Discussion in 'Off-Topic Discussions' started by mattbrent, Jan 20, 2013.
Anyone care to answer this question for me?
I will try to answer that if you answer this - why do students take online class if they do not have a computer? They plan to use the one at the library and are confused when they can not view videos or download documents.
I don't know either...
But when you find out, let me know.
It's almost kind of sad. It's like the cards are being set up to deliberately have these students fail. Granted, it's totally their fault for attempting to do something without the appropriate skill set, and that makes me wonder.
I completed to graduate degrees online, and I don't ever recall having to demonstrate an ability to work online. I was obviously competent, but what about those who aren't? Has anyone either attended or taught at a school that required students to take some sort of online skill assessment before taking an online course?

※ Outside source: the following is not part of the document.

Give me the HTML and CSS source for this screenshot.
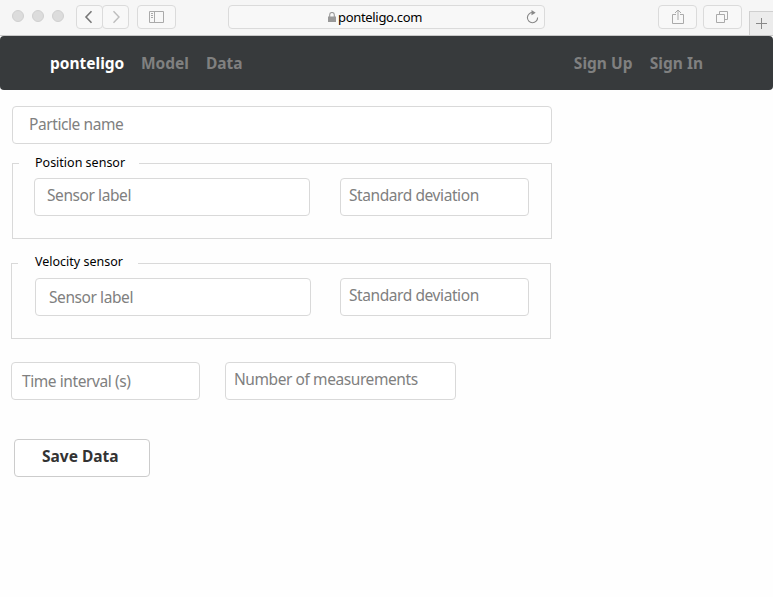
FILE: index.html
```html
<!DOCTYPE html>
<html lang="en">
<head>
<meta charset="utf-8">
<title>ponteligo</title>
<link rel="stylesheet" href="styles.css">
</head>
<body>
<div class="window">
  <header class="toolbar">
    <div class="lights"><i></i><i></i><i></i></div>
    <div class="history">
      <button class="tool back" aria-label="Back"><svg width="25" height="22" viewBox="0 0 25 22"><path d="M14.5 5.2 9 11l5.500 5.800" fill="none" stroke="#777" stroke-width="1.6"/></svg></button>
      <button class="tool forward" aria-label="Forward"><svg width="25" height="22" viewBox="0 0 25 22"><path d="M10.500 5.200 16 11l-5.500 5.800" fill="none" stroke="#bdbdbd" stroke-width="1.4"/></svg></button>
    </div>
    <button class="tool sidebar" aria-label="Sidebar"><svg width="15" height="12" viewBox="0 0 15 12"><path d="M.5.5h14v11H.5zM5.500.5v11M2 2.500h2M2 4.500h2M2 6.500h2" fill="none" stroke="#aaa"/></svg></button>
    <div class="address">
      <svg class="lock" width="8" height="10" viewBox="0 0 8 10"><path d="M1.700 5V2.800a2.300 2.300 0 0 1 4.600 0V5" fill="none" stroke="#999" stroke-width="1.100"/><path d="M0 4.500h8V10H0z" fill="#999"/></svg>
      <span class="url">ponteligo.com</span>
      <svg class="reload" width="13" height="14" viewBox="0 0 13 14"><path d="M7 2.600A5.100 5.100 0 1 0 11.600 7.500" fill="none" stroke="#888" stroke-width="1.100"/><path d="M5.500 0 9.700 2.700 5.500 5.300z" fill="#888"/></svg>
    </div>
    <button class="tool share" aria-label="Share"><svg width="12" height="16" viewBox="0 0 12 16"><path d="M4 5.500H.5v9h11v-9H8M6 11V1M3 4l3-3 3 3" fill="none" stroke="#aaa"/></svg></button>
    <button class="tool tabs" aria-label="Tabs"><svg width="13" height="13" viewBox="0 0 13 13"><path d="M.5 3.500h8v8h-8zM3.500 3.500v-3h8v8h-3" fill="none" stroke="#aaa"/></svg></button>
    <button class="newtab" aria-label="New tab"><svg width="11" height="11" viewBox="0 0 11 11"><path d="M5.500 0v11M0 5.500h11" stroke="#888"/></svg></button>
  </header>
  <nav class="navbar">
    <a class="brand">ponteligo</a>
    <a class="model">Model</a>
    <a class="data">Data</a>
    <a class="signup">Sign Up</a>
    <a class="signin">Sign In</a>
  </nav>
  <main class="form">
    <div class="field particle"><span>Particle name</span></div>
    <section class="group position">
      <h2 class="legend">Position sensor</h2>
      <div class="row">
        <div class="field label"><span>Sensor label</span></div>
        <div class="field deviation"><span>Standard deviation</span></div>
      </div>
    </section>
    <section class="group velocity">
      <h2 class="legend">Velocity sensor</h2>
      <div class="row">
        <div class="field label"><span>Sensor label</span></div>
        <div class="field deviation"><span>Standard deviation</span></div>
      </div>
    </section>
    <div class="timing">
      <div class="field interval"><span>Time interval (s)</span></div>
      <div class="field count"><span>Number of measurements</span></div>
    </div>
    <button class="save">Save Data</button>
  </main>
</div>
</body>
</html>
```
FILE: styles.css
```css
* { box-sizing: border-box; }
body { margin: 0; background: #fff; font-family: "Noto Sans", "Open Sans", sans-serif; }
button { font: inherit; padding: 0; margin: 0; }
svg { display: block; flex: none; }
.window { width: 773px; height: 597px; background: #fefefe; }

.toolbar { display: flex; height: 36px; padding: 5px 0 0 12px; background: #f6f6f6; border-bottom: 1px solid #c8c8c8; }
.lights { display: flex; gap: 8px; padding-top: 5px; width: 64px; }
.lights i { width: 12px; height: 12px; border-radius: 50%; background: #dcdcdc; border: 1px solid #d0d0d0; }
.history { display: flex; }
.tool { display: flex; align-items: center; justify-content: center; height: 24px; background: #f8f8f8; border: 1px solid #dbdbdb; border-radius: 4px; }
.back { width: 27px; border-radius: 4px; }
.forward { width: 27px; margin-left: -1px; border-radius: 4px; }
.sidebar { width: 39px; margin-left: 8px; }
.address { display: flex; align-items: center; width: 317px; height: 24px; margin-left: 52px; padding: 0 5px 0 99px; background: #f8f8f8; border: 1px solid #dbdbdb; border-radius: 4px; }
.url { margin: 0 auto 0 2px; font-size: 13px; letter-spacing: -.32px; line-height: 18px; color: #000; }
.share { width: 39px; margin-left: 113px; }
.tabs { width: 39px; margin-left: 6px; }
.newtab { display: flex; align-items: center; justify-content: center; width: 24px; height: 24px; margin: 6px 0 0 7px; background: #ececec; border: solid #cfcfcf; border-width: 1px 0 0 1px; }

.navbar { display: flex; height: 54px; padding: 16px 70px 0 50px; background: #373a3c; border-radius: 4px; font-size: 15.5px; font-weight: 700; line-height: 22px; color: #808080; white-space: nowrap; }
.brand { color: #fff; width: 91px; }
.model { width: 65px; }
.data { width: 368px; }
.signup { width: 76px; }

.form { display: flex; flex-direction: column; align-items: flex-start; padding: 16px 0 0 11px; }
.field { height: 38px; padding: 6px 0 0 8px; border: 1px solid #d9d9d9; border-radius: 4px; background: #fff; font-size: 15.5px; letter-spacing: -.42px; line-height: 20px; color: #808080; white-space: nowrap; }
.field span { display: inline-block; }
.particle { width: 540px; margin-left: 1px; padding: 7px 0 0 16px; }
.group { width: 540px; height: 76px; border: 1px solid #d9d9d9; }
.position { margin: 19px 0 0 1px; }
.velocity { margin-top: 24px; }
.legend { width: 120px; height: 18px; margin: -11px 0 0 6px; padding-left: 16px; background: #fefefe; font-size: 12.5px; font-weight: 400; line-height: 18px; color: #000; white-space: nowrap; }
.position .legend { margin-top: -10px; }
.row { display: flex; gap: 30px; padding: 7px 0 0 21px; }
.position .row { padding-top: 6px; }
.velocity .legend { padding-left: 17px; }
.velocity .row { gap: 29px; padding-left: 23px; }
.label { width: 276px; padding-left: 12px; }
.velocity .label { padding: 8px 0 0 13px; }
.deviation { width: 189px; }
.timing { display: flex; gap: 25px; margin-top: 23px; }
.interval { width: 189px; padding: 8px 0 0 10px; }
.count { width: 231px; }
.save { display: flex; width: 136px; height: 38px; margin: 39px 0 0 3px; padding: 6px 0 0 27px; border: 1px solid #ccc; border-radius: 4px; background: #fff; font-size: 15.5px; font-weight: 700; line-height: 20px; color: #333; white-space: nowrap; }
```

In some cases, for-profit schools may have financial incentives to encourage poorly qualified students to enroll in online classes. For example, the US Dept. of Justice recently sued Education Management Corp. over this issue:
I can see 11 billion reasons why this might happen.
LOL really? Back in my day......
I sense that CalDog doesn't like for profit schools
I dislike schools that enroll students who don't have computers into online classes, then bill taxpayers for their tuition.
If you can show me a non-profit that does this, I will add them to my list.
I think TESC does that. I don't know how you can prove that kind of thing though. It would be a difficult research project because you would have to send out so many surveys and self-reported data is unreliable.
Charter Oak State College's requirement of a Cornerstone Seminar course gets at this.
Exelsior has an information literacy requirement.
The information literacy requirement can be completed toward the end of the program, can't it? I thought most RA for-profits required some kind of orientation that goes over online education. It doesn't really matter anyway because it's possible to get through these courses without learning much. My community college district requires a free, online orientation for students who have never taken an online course. My classmates may not have been able to read well, but they knew how to use a computer.
Who doesn't know how to use the internet?
I thought Al Gore sent instructions to the global populace when he invented the internet.
I think the instructions melted because of global warming.
I started using the internet with Archie and Veronica but I still come across college sites that are difficult to navigate,
Did they fill out the FAFSA online? Did they apply online? If so then they know how to use the Internet. I find it hard to believe that a college educated person doesn't know how to use the Internet. That is almost like saying you don't know how to read.
Probably because they are two busy studying to be a teacher too learn to use the internet so that they could also acquire to graduate degrees. I'm just sayin'.....
I don't understand the question. How could a student take an online course if he or she didn't already know how to use the internet? An instructor would never encounter individuals who are completely ignorant, because they wouldn't be online.
Perhaps the underlying complaint here are students who do have some very basic knowledge about how to use the internet, but lack familiarity with the course delivery software that a particular online program uses. In that case, from my student's point of view, the problem would appear to be more with the program, and not necessarily with the student.
Programs really need to include little optional tutorials about how their course delivery system works. That's especially true if it's complex and has lots of arcane features.
Because they don't have a B&M program available locally in the subject that they want to study? Because they hope to benefit from what DL offers?
I use computers at my local libraries regularly. The reason is that I can watch videos and download documents with the library computers, which have high-speed connections. I don't have high-speed internet at home.
That brings up another pet-gripe of mine. Many university web presences seem to load on unnecessary graphics, animations, videos and bandwidth-intensive features to the point where they are impossible to use with older browsers and low-bandwidth connections. There doesn't seem to be a whole lot of reason for it, beyond some edu-IT guy thinking the features are cool and make a school's web presence look contemporary or something.
+1. Meanwhile, these are often making their websites less accessible not only to people with older browsers and lower-bandwidth connections, but also to persons with disabilities. Think people with blindness and low vision using screen readers, Deaf or hearing impaired people where videos aren't captioned, etc.
Oh! They might also also be less accessible to people with some newer browsers. Try browsing some of this stuff on a smartphone.